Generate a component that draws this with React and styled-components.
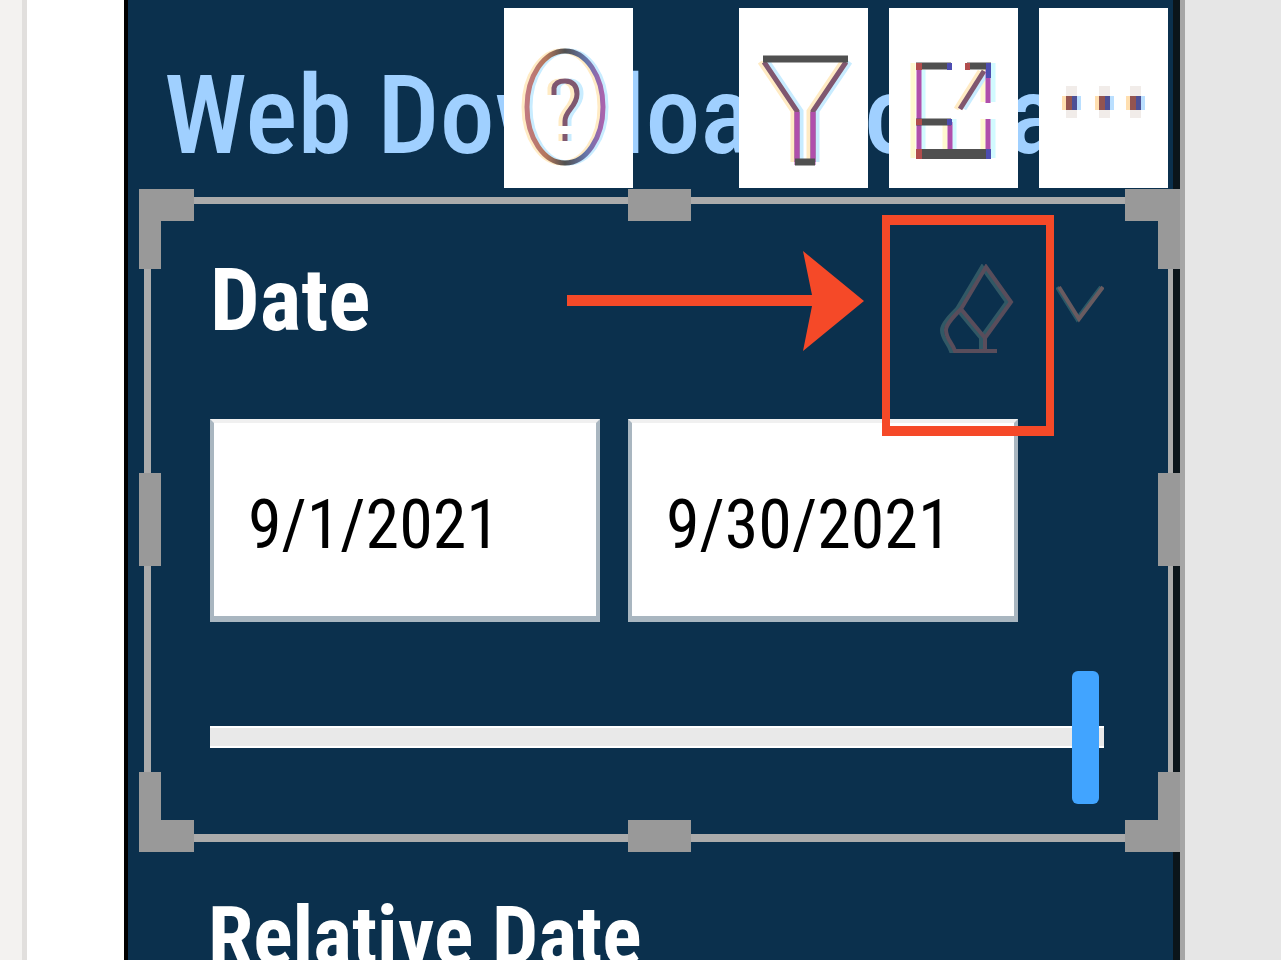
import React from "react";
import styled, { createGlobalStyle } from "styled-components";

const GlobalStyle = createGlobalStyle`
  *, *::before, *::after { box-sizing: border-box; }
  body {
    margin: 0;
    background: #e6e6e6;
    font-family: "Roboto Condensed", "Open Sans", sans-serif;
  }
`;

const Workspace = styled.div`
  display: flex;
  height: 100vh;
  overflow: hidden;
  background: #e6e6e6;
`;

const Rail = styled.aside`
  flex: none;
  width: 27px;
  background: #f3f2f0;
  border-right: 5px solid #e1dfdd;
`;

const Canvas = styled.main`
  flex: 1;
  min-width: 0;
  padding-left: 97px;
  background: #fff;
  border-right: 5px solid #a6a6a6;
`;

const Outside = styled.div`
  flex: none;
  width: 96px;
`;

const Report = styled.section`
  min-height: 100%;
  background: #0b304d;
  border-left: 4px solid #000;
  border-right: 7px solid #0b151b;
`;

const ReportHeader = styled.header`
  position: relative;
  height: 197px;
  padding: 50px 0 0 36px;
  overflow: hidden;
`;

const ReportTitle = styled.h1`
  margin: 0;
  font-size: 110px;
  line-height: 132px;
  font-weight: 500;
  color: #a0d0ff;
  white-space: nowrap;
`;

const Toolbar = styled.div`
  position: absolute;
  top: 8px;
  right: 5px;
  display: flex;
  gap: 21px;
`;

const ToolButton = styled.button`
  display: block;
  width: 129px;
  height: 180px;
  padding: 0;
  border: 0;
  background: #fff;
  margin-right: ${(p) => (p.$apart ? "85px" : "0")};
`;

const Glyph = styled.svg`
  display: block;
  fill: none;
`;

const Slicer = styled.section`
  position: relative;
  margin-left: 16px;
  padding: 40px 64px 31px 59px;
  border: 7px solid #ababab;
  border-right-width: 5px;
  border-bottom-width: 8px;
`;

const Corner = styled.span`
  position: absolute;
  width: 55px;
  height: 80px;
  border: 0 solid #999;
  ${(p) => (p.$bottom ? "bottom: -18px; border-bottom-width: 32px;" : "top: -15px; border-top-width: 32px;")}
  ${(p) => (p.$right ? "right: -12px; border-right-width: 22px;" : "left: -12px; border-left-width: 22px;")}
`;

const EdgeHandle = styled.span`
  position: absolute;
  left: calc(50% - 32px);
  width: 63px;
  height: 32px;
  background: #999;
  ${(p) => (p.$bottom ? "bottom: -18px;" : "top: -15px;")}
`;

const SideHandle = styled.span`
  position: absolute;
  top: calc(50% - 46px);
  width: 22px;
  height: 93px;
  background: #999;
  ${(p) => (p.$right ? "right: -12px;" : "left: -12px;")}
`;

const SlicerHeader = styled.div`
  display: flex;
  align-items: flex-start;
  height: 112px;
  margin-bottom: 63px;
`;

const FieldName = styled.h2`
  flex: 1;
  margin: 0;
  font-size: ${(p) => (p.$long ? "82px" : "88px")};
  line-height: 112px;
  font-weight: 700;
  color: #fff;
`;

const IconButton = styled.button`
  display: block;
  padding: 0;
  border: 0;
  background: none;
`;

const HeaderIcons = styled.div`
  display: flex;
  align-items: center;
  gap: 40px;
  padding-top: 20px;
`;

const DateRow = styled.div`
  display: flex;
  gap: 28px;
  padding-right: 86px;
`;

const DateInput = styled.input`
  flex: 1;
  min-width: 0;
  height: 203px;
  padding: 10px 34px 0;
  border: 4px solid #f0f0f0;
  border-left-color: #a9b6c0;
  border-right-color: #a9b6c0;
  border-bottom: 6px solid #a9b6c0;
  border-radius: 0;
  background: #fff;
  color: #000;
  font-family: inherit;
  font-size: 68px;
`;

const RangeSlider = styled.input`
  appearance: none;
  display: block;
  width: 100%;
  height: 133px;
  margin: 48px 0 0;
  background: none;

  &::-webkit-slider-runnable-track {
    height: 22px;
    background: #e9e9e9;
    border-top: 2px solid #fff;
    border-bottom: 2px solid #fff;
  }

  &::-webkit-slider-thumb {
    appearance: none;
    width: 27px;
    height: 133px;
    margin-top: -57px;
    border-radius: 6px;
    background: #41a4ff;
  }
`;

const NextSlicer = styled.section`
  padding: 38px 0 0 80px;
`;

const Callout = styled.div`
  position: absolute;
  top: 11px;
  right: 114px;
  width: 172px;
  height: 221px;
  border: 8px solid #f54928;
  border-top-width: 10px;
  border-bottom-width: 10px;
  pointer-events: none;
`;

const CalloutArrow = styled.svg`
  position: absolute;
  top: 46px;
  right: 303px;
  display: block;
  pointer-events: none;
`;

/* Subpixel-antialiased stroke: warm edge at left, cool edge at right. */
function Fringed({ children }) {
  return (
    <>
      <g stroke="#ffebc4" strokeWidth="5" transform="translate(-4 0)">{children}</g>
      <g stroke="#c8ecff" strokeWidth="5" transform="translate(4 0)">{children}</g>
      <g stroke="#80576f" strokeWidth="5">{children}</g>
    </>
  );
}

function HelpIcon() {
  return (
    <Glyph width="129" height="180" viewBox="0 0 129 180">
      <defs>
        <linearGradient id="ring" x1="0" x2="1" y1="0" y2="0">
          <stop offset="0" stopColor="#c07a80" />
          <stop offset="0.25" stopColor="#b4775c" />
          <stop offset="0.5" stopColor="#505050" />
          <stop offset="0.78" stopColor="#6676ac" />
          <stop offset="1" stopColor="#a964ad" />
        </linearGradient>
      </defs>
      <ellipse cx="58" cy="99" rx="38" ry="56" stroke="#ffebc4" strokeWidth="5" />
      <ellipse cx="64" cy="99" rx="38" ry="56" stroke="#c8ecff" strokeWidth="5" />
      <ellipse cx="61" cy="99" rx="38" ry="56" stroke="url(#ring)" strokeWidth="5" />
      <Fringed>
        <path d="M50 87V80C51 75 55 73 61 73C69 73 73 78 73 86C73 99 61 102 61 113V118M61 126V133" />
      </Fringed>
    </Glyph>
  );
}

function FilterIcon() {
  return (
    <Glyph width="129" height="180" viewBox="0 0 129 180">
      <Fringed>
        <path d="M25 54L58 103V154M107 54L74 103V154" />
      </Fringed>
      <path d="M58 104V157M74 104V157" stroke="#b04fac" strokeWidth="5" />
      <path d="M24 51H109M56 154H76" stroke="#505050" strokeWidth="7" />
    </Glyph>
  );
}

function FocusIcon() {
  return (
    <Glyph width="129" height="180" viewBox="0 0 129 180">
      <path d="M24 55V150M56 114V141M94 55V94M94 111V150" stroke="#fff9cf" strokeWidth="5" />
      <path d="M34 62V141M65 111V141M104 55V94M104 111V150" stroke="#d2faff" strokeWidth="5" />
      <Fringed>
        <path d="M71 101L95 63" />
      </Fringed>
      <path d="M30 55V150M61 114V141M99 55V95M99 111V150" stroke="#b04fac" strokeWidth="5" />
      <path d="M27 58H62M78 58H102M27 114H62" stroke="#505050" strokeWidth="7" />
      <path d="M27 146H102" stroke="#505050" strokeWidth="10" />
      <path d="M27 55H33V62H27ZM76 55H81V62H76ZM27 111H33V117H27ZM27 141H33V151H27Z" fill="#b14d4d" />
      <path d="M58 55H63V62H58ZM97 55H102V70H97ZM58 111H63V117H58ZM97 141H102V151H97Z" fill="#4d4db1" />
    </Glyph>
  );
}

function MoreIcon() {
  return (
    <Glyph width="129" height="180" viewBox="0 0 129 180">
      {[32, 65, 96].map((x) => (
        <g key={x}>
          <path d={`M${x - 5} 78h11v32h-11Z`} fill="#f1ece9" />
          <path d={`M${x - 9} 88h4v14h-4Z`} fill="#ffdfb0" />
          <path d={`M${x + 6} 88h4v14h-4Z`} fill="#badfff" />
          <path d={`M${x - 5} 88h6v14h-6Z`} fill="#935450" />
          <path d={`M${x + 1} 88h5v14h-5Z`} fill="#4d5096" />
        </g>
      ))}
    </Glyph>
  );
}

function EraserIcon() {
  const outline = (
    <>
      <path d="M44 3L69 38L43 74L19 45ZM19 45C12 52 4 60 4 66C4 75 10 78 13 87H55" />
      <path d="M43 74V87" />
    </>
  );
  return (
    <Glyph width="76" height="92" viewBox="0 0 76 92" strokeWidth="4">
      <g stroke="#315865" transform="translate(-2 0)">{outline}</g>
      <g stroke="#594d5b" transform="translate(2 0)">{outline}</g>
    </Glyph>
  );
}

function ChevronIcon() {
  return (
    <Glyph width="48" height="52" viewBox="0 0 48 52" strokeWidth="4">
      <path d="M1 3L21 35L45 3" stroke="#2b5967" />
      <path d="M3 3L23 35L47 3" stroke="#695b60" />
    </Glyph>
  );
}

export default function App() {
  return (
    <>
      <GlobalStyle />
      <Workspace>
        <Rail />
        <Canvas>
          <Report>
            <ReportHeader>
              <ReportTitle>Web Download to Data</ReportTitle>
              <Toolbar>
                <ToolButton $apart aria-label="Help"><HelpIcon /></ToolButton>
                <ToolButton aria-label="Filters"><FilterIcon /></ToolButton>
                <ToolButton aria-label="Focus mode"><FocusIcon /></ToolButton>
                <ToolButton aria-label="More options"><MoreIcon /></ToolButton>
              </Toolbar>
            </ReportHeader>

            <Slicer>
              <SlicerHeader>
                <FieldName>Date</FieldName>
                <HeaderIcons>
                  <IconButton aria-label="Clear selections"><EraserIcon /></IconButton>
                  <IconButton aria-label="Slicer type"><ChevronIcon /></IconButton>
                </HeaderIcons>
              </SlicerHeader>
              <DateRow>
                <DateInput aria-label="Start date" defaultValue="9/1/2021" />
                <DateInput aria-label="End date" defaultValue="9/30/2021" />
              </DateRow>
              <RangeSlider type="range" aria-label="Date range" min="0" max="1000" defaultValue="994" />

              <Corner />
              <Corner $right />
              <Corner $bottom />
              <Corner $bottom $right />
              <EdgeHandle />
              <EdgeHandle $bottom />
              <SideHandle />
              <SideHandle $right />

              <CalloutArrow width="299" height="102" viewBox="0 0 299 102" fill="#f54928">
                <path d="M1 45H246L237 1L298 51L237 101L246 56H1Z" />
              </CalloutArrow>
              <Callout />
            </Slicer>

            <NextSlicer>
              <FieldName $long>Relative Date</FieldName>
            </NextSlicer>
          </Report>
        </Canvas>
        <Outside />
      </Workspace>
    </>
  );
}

- - -

■ **Objective**
Scan the material above for the string "React" and return the lines that hold it.

■ **Task solution**
Generate a component that draws this with React and styled-components.
import React from "react";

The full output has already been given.